Le CRTC a lancé les consultations publiques Parlons télé : Une conversation avec les Canadiens (Parlons télé) [https://crtc.gc.ca/fra/parlonstele-talktv.htm] en octobre 2013, et il a entrepris un examen approfondi de la politique sur la radiodiffusion. Les consultations Parlons télé ont donné lieu à une analyse visant à évaluer la qualité et l’opportunité de la substitution simultanée, notamment pendant la diffusion du Super Bowl au Canada. Le CRTC a conclu que les messages publicitaires font partie intégrante de la diffusion du Super Bowl. Par conséquent, il a publié la Politique réglementaire de radiodiffusion CRTC 2016-334 et l’ordonnance de radiodiffusion CRTC 2016-335 interdisant la substitution simultanée pendant la diffusion du Super Bowl au Canada, dont l’entrée en vigueur remonte au 1er janvier 2017 (https://crtc.gc.ca/fra/archive/2016/2016-334.htm).
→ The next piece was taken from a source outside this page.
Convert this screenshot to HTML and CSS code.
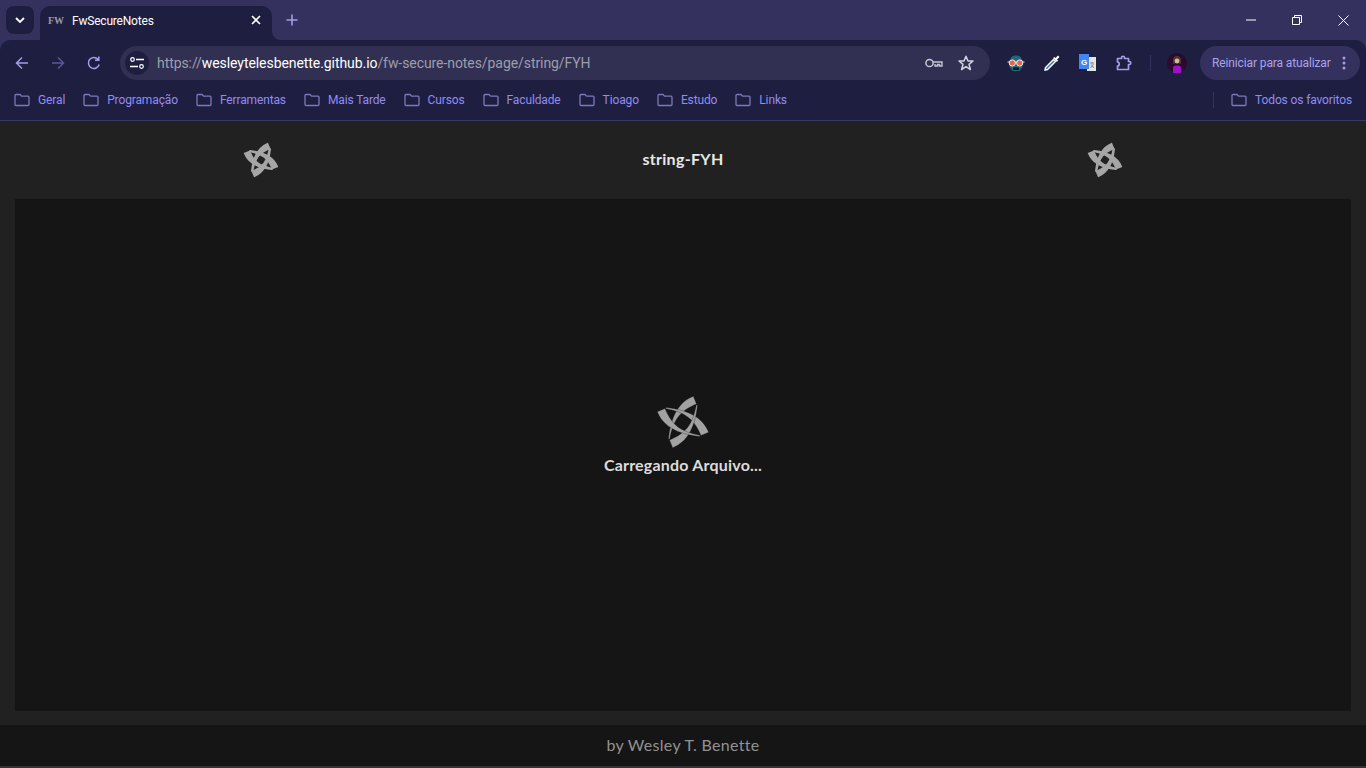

La Ligue nationale de football (NFL), qui est titulaire du droit d’auteur portant sur le Super Bowl, a conclu avec BCE Inc. et sa filiale Bell Média (Bell) une entente qui accorde à cette dernière les droits exclusifs de diffusion du Super Bowl au Canada jusqu’en février 2020. Bell et la NFL ont interjeté appel la décision du CRTC d’interdire la substitution simultanée pendant la diffusion du Super Bowl devant la Cour d’appel fédérale, qui a confirmé la décision du CRTC.
Bell et la NFL ont ensuite interjeté appel de la décision de la Cour d’appel fédérale devant la Cour suprême du Canada. Le 19 décembre 2019, la Cour suprême du Canada a donné l’autorisation d’interjeter l’appel et annulé l’ordonnance du CRTC. La Cour a statué que l’article de la Loi sur la radiodiffusion que le CRTC avait utilisé pour rendre l’ordonnance ne lui donnait pas le pouvoir de le faire; par conséquent, la décision du CRTC n’était pas « correcte » à la lumière de la loi. Toutefois, la Cour suprême n’a pas décidé si le CRTC pouvait rendre une ordonnance semblable en vertu d’une autre partie de la Loi.
Dans ses rapports annuels d’estimation du commerce international sur les obstacles au commerce extérieur de 2016, de 2017 et de 2018, le représentant au Commerce des États-Unis a indiqué que la substitution simultanée des signaux pendant la diffusion du Super Bowl au Canada constitue un obstacle au commerce référence 3.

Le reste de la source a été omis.